┌────────

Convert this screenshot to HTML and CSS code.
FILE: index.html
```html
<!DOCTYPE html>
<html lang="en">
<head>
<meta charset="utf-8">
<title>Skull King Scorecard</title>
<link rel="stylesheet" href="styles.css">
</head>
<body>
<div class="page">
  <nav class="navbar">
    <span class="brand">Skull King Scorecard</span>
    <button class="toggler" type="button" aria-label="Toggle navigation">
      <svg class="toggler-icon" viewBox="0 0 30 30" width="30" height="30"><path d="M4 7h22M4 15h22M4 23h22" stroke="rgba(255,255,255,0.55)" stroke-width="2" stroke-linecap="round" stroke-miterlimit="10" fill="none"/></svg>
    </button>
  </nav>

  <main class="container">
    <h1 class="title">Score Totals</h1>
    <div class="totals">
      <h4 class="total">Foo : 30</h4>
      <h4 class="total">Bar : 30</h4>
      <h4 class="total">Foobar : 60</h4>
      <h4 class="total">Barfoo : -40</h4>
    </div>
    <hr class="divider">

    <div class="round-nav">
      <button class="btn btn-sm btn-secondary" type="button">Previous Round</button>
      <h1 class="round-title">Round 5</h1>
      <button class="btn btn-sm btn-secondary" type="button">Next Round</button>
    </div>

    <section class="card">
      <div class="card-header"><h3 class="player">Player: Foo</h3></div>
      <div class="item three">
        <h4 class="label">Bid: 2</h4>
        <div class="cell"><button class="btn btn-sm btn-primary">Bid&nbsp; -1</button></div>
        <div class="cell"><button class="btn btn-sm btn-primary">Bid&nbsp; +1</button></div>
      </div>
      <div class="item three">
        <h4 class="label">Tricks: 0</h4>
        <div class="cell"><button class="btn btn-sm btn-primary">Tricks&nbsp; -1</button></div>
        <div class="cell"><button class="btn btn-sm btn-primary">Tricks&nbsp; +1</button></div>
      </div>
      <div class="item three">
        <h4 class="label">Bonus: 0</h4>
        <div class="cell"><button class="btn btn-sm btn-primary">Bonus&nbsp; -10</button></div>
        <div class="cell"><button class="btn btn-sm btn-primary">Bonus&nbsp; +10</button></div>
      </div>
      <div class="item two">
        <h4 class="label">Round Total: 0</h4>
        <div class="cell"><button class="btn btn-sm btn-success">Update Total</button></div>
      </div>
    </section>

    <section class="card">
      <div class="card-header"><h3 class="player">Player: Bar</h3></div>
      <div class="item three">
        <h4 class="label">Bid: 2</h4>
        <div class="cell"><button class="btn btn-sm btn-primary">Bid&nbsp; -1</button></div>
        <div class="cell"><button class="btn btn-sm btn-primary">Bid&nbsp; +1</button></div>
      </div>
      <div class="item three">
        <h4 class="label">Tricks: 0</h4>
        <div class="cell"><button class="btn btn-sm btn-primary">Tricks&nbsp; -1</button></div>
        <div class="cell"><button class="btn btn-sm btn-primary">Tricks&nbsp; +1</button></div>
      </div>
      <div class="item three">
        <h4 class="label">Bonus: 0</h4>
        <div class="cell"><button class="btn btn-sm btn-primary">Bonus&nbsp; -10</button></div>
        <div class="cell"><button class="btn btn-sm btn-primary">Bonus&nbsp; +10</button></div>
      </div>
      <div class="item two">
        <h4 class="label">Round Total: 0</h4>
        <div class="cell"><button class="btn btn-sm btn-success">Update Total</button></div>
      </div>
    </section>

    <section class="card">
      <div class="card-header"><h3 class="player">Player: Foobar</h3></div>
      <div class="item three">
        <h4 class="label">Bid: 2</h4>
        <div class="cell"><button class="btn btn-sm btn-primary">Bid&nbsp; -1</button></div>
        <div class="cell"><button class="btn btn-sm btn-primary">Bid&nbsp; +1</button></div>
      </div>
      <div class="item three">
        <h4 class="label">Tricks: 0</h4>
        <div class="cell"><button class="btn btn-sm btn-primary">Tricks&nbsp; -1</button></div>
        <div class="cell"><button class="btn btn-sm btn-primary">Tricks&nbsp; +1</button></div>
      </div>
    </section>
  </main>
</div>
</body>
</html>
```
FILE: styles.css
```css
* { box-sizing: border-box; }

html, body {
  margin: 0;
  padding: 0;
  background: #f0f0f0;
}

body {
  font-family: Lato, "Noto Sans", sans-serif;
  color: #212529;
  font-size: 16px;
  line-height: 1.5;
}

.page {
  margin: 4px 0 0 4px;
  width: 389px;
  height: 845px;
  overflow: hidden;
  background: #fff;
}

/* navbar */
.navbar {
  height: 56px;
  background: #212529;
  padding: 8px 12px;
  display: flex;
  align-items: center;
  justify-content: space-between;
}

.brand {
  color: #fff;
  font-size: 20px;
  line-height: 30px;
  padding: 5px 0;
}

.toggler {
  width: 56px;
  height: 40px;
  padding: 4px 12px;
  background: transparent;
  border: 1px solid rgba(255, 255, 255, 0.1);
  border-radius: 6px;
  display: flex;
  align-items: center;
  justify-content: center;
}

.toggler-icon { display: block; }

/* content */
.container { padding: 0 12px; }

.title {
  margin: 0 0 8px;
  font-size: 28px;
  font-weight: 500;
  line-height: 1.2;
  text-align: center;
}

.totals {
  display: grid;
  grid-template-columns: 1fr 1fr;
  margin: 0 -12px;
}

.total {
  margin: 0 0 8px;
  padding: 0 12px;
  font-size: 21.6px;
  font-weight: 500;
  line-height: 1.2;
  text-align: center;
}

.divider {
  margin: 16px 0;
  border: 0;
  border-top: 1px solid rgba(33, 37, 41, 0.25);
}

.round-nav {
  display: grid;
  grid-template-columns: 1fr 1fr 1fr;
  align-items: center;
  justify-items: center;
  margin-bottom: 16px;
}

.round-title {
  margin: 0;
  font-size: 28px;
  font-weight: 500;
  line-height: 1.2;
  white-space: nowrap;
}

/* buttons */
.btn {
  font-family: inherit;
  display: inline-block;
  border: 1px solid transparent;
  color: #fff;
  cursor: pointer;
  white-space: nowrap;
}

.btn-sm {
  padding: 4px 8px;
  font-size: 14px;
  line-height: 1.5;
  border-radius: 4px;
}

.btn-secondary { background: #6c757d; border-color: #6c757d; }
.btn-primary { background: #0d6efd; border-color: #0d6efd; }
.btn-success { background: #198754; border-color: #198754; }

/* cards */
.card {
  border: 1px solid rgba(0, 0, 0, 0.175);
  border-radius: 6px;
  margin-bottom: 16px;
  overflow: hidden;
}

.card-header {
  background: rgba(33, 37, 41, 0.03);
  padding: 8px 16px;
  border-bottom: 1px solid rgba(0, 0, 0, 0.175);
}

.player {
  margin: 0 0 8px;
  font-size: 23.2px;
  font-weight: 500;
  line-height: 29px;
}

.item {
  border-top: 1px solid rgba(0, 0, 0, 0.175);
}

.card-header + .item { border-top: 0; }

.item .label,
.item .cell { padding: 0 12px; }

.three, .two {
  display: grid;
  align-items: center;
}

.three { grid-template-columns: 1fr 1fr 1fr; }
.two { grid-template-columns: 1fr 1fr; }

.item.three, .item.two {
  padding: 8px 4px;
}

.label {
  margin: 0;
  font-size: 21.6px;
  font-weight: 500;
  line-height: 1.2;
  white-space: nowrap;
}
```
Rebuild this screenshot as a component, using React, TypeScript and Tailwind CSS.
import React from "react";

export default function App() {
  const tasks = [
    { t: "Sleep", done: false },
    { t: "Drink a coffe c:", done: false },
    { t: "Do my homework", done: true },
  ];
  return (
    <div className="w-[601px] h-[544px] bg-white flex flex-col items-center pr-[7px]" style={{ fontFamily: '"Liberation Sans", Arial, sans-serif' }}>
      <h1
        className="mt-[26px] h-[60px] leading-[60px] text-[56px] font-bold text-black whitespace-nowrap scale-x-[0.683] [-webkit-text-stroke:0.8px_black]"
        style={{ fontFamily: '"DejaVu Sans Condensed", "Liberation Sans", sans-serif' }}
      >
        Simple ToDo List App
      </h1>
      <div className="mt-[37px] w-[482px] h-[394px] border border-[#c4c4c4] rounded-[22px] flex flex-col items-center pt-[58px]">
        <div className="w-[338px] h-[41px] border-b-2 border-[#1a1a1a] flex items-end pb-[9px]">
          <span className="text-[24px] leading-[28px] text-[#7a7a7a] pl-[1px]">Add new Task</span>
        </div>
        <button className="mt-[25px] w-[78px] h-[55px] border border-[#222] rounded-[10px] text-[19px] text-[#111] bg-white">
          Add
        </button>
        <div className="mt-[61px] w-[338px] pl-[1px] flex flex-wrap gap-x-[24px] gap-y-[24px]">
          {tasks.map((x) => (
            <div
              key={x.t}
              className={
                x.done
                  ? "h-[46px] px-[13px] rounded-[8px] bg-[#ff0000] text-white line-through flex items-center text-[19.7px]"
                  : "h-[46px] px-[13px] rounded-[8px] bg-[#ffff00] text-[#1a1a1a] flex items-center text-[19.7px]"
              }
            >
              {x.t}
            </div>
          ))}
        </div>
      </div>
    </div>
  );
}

└────────

▸ BRIEF:
Go through the material above and count the lines that include "this". Give the number alone.

▸ PROBLEM SOLUTION:
2